Were some of Juanita Todd’s “friends” involved in her murder? Odetta and her mother’s friend believe they were. Ghostly “Back Stabbers” lyrics still wield solemn power to provoke many people, mostly Black people living in Wilkes-Barre, into remembering the names of those supposed “friends” who still live in the city.
The people who loved Juanita believe clues and truth lie in the O’Jays’ warning:
“Smilin’ faces smilin’ faces sometimes tell lies (back stabbers)
(They smilin’ in your face)
They smilin’ in your face) might be your neighbor
Your next door neighbor, yeah (back stabbers)”
Odetta Todd says her mother sensed danger from people she knew, smiling faces she once liked. Shortly before her death Juanita scheduled a hearing with Magistrate Michael Collins to obtain a restraining order to keep three specific former friends away from her. Juanita died three days before that hearing took place.

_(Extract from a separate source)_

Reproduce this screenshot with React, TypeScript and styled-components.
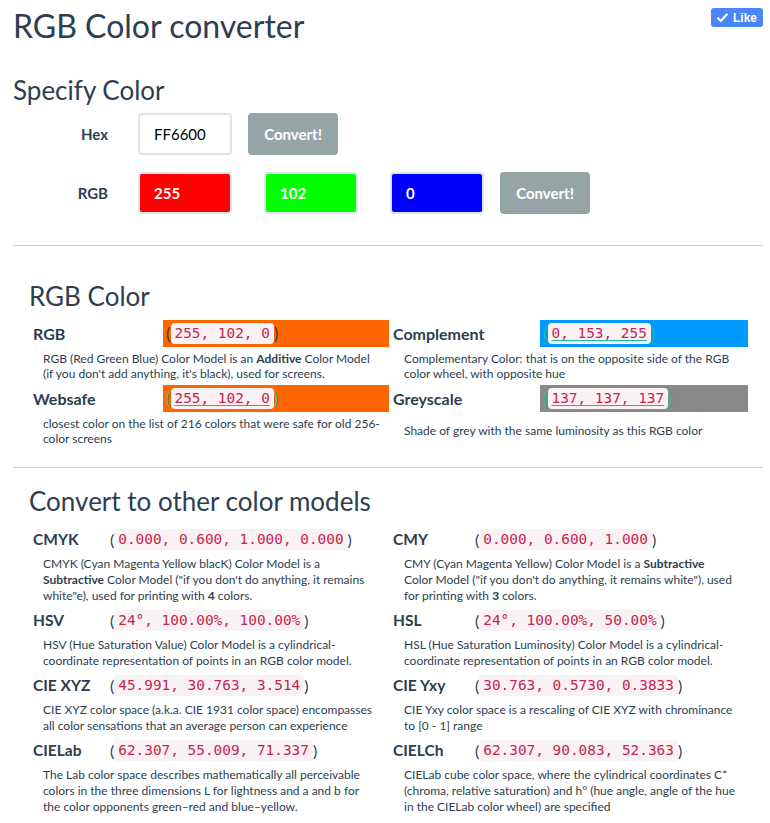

One of those people is the man Odetta believes killed her mother – the same man who threatened her mother’s friend and yet a second woman friend of Juanita Todd. Both women said they reported the threats to Wilkes-Barre police. That man still lives in Wilkes-Barre.
Luzerne County District Attorney Sam Sanguedolche has not yet met with Odetta and Tamu Todd. He and Wilkes-Barre Police Chief Joe Coffay will hopefully soon sit down with these still grieving sisters and dedicate resources and skills to reopening a modern, thorough investigation with help from the Pennsylvania State Police and the FBI.
Now that Odetta Todd is listening to Curtis Mayfield, she’ll sooner or later hear another of his many greatest hits. A woman of abiding Christian faith, Odetta will no doubt agree with some of the words to “People Get Ready,” the 1965 song Mayfield said he wrote that links struggles of “freedom” and “slavery” while stressing an abiding faith in God.
Mayfield said in interviews he wrote the song in response to both the August 28, 1963 March on Washington for Jobs and Freedom and the deadly September 16, 1963 KKK church bombing on Bloody Sunday in Birmingham, Alabama, that killed four Black girls.
Police eventually identified the guilty killers in that terrible tragedy.
I still have faith we can find Juanita Todd’s killer.